Once unfractionated heparin binds with antithrombin, a conformational change takes place in antithrombin that accelerates its activity 1,000- to 4,000-fold.³ The principal anticoagulant effects of activated antithrombin are inactivation of activated factors X and IX. Because of the length of the molecule beyond the pentasaccharide sequence, the unfractionated heparin molecule also binds antithrombin and thrombin (activated factor II) together to form a ternary complex that inactivates thrombin (Figure 4). The anticoagulant mechanism of inactivation of activated factor X occurs only through unfractionated heparin binding to antithrombin and not through the formation of the ternary complex.¹⁶

The principal therapeutic limitations of unfractionated heparin arise from the heterogeneity of molecule sizes, which alters both anticoagulant activity and pharmacokinetic properties. Only one-third of unfractionated heparin has antithrombin-mediated anticoagulant activity. Larger unfractionated heparin molecules are cleared more quickly, resulting in an excess of lower-molecular-weight molecules. This disparity causes a nonlinear relationship between APTT and heparin activity. In addition, unfractionated heparin must be administered by subcutaneous injection three or four times a day, has a narrow therapeutic index, and may not have a predictable response in all individuals.^2,14

Low-molecular-weight heparins

As with unfractionated heparin, once the pentasaccharide sequence of low-molecular-weight heparin binds with antithrombin, the function of antithrombin is catalyzed, increasing the activity of antithrombin 1,000- to 4,000-fold. But in contrast to unfractionated heparin, the relatively small size of low-molecular-weight heparin allows binding to antithrombin only, thereby avoiding concurrent binding of thrombin and the production of ternary complexes.² Therefore, low-molecular-weight heparin causes a greater inhibition of activated factor X than does thrombin (Figure 4), while unfractionated heparin has equivalent inhibition of activated factor X and thrombin.²

Even though APTT evaluates both the intrinsic and common pathways, and factor X is a part of the common pathway, lack of thrombin (factor II) binding and subsequent formation of ternary complexes by low-molecular-weight heparin results in less of an impact on the common pathway than is seen with unfractionated heparin and explains the lack of an increase in APTT in patients treated with low-molecular-weight heparin. Because the molecules are of a similar size, they are cleared at a similar rate, resulting in a more predictable anticoagulant effect.

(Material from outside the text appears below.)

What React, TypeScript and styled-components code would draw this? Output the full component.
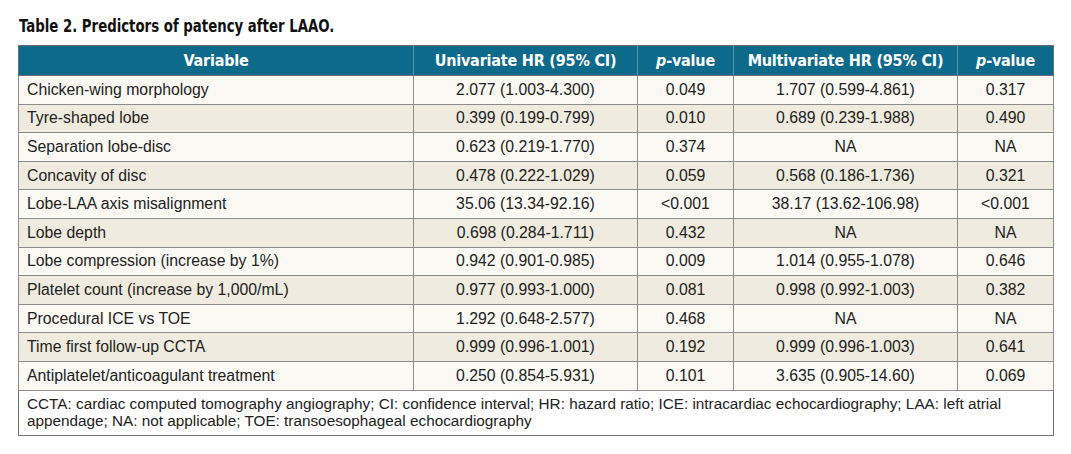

CLINICAL INDICATIONS AND PROTOCOLS FOR HEPARIN THERAPY

In people, prophylaxis of thrombosis is indicated for a number of conditions associated with hypercoagulability, such as pregnancy with risk of thrombosis, certain soft tissue and orthopedic surgeries, joint replacement procedures, acute spinal cord injury, multiple trauma, and ischemic stroke.² Anticoagulant therapy is administered after established deep vein thrombosis, unstable angina, and ischemic stroke to prevent additional thromboses.²

In veterinary patients, thromboprophylaxis should be considered when conditions associated with hypercoagulability are diagnosed (Table 1). The decision to initiate thromboprophylaxis should be tempered by clinical evidence. For example, although hyperadrenocorticism is a risk factor for thromboembolic disease in dogs, if the patient is newly diagnosed, has minimal clinical signs, and is undergoing definitive treatment, the clinician may elect to delay heparin therapy. If the patient is more severely affected by the underlying disease or has multiple risk factors (e.g. hyperadrenocorticism and septicemia from a concurrent infection), the clinician would more strongly consider prophylaxis.